Wherever a line holds the string "Write", copy that line.

[SOURCE MATERIAL]
──────────────────────────────

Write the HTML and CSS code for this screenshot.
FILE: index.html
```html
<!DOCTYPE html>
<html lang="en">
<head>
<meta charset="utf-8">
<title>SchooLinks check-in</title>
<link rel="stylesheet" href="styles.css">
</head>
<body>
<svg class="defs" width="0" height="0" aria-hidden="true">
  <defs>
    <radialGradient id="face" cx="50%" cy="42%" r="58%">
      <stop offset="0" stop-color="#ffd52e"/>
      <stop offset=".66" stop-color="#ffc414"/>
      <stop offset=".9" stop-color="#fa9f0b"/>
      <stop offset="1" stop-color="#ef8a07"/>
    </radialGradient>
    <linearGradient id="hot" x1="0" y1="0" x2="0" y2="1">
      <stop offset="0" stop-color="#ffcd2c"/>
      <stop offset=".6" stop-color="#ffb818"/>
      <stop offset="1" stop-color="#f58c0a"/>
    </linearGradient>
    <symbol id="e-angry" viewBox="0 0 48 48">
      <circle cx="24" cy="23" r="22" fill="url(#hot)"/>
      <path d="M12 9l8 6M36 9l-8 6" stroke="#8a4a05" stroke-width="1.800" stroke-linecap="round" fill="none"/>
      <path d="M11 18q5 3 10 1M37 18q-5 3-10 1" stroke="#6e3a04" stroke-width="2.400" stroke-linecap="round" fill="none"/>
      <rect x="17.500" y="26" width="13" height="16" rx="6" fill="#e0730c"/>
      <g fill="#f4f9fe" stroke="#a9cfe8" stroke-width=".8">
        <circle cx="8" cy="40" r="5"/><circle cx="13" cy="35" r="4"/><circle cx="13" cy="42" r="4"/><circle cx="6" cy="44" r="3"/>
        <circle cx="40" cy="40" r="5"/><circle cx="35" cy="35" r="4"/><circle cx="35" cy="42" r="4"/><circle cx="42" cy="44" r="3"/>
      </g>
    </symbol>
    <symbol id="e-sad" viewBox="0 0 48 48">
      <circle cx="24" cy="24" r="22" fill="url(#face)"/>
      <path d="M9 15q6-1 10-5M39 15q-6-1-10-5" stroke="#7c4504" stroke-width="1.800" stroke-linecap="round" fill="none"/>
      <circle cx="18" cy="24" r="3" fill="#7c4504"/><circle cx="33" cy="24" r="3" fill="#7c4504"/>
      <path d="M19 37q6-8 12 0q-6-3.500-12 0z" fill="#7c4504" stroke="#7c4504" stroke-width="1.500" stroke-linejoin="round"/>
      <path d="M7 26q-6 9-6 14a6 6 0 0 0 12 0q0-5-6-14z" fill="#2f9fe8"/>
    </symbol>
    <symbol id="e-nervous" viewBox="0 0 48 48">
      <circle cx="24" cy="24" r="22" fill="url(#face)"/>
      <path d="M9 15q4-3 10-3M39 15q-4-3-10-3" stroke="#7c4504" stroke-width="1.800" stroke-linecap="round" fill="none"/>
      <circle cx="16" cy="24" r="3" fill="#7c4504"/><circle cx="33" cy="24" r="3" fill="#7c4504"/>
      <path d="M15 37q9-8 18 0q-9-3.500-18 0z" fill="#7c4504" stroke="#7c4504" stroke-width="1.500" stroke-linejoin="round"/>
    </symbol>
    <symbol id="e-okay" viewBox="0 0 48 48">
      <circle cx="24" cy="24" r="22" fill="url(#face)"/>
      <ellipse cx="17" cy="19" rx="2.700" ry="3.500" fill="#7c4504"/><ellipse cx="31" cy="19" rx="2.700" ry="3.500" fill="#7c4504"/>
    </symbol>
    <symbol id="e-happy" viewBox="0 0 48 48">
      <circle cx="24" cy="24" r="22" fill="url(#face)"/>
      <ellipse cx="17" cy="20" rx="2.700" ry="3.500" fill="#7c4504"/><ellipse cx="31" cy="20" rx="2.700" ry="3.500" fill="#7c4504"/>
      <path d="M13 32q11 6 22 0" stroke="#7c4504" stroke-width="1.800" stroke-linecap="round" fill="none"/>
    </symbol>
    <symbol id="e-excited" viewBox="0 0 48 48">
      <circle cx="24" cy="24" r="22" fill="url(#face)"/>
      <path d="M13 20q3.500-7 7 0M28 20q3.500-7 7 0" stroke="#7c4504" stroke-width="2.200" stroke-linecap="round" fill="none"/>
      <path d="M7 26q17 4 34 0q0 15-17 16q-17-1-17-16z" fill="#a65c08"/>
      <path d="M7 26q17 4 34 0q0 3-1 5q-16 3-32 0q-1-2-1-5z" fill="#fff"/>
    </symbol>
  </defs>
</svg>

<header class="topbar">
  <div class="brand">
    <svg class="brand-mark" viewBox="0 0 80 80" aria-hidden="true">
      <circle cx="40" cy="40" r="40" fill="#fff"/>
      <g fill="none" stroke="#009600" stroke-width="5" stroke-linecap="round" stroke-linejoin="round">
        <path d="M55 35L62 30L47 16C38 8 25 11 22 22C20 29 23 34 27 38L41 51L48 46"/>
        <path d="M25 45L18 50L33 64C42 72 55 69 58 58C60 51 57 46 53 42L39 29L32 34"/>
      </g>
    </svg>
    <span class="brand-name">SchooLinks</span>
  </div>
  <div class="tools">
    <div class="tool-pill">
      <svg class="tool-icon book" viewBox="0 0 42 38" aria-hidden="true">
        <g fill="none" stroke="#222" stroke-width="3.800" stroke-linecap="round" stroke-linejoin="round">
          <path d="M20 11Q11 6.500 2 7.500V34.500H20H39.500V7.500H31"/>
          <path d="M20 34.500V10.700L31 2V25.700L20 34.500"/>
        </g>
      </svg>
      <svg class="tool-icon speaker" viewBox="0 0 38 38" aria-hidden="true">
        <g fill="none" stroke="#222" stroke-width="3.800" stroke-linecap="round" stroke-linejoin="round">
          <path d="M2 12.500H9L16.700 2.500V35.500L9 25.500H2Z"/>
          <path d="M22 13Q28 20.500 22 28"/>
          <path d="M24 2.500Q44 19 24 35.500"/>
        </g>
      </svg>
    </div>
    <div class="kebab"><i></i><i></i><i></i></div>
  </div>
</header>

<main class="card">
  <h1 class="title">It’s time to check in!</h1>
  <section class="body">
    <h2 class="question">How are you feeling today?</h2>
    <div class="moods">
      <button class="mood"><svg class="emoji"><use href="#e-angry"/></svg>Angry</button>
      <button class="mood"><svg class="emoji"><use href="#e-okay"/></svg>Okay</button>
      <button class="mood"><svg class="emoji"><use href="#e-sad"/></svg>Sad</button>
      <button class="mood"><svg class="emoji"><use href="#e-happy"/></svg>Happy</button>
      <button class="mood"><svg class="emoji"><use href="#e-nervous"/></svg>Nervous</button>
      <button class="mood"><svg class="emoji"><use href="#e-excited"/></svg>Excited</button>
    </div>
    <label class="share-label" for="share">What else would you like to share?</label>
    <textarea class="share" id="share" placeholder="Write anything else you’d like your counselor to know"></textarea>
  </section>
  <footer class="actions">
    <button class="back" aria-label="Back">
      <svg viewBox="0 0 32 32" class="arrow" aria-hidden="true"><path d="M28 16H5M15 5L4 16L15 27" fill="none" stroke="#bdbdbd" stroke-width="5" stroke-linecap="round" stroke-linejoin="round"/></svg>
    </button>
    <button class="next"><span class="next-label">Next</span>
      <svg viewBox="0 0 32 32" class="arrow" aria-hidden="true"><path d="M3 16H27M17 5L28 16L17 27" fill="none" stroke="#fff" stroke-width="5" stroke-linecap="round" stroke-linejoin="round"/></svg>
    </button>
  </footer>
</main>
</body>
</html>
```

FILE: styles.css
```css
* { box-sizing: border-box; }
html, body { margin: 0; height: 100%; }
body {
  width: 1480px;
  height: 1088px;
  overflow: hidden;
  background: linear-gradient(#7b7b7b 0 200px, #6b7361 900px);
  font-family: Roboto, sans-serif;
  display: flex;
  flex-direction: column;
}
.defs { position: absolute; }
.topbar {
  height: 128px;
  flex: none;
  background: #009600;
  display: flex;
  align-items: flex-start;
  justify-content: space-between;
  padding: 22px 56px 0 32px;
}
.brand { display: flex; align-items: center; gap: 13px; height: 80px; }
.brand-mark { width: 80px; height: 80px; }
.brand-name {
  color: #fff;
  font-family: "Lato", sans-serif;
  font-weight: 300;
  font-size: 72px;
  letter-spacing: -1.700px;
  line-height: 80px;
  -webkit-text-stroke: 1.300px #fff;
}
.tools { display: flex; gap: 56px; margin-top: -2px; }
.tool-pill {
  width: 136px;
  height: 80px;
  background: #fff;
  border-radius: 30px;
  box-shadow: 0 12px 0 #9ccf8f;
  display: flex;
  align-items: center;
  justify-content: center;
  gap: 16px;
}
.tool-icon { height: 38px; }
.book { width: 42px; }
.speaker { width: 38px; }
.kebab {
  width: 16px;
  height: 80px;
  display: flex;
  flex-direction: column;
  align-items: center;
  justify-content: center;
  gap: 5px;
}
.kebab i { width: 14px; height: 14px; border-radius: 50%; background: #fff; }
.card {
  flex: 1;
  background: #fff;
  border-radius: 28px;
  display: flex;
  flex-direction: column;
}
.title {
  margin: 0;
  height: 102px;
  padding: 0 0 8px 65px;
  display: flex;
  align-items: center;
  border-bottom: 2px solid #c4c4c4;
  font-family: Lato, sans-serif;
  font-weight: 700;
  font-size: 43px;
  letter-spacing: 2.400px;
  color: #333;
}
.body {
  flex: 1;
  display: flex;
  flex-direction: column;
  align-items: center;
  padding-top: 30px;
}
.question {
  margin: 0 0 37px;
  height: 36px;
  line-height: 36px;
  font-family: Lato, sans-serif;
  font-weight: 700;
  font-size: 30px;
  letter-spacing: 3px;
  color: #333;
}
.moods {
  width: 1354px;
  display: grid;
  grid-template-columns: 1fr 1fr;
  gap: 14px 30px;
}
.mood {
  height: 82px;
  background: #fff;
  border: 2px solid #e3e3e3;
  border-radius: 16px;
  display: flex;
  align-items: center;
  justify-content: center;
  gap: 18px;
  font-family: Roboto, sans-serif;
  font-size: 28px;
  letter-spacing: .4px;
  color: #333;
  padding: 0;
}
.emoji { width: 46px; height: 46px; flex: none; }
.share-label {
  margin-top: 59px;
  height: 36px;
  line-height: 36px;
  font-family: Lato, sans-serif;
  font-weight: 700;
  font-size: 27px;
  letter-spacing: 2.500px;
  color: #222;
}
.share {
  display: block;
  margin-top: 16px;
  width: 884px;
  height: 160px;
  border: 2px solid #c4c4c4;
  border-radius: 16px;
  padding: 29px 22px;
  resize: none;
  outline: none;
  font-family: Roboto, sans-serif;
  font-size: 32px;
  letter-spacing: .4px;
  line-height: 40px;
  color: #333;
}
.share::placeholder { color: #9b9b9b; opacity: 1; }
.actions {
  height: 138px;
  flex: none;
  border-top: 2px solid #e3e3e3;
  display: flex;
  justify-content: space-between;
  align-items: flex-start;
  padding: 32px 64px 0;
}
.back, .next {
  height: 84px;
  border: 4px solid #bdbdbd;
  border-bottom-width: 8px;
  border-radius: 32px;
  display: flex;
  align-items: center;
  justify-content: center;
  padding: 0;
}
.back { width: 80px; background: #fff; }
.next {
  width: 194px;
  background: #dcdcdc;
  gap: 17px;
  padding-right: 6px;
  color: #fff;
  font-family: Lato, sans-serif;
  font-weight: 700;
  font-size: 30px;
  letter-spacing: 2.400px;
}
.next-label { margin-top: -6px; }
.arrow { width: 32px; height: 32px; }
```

──────────────────────────────

[SOLUTION TO THE EXERCISE]
Write the HTML and CSS code for this screenshot.
    <textarea class="share" id="share" placeholder="Write anything else you’d like your counselor to know"></textarea>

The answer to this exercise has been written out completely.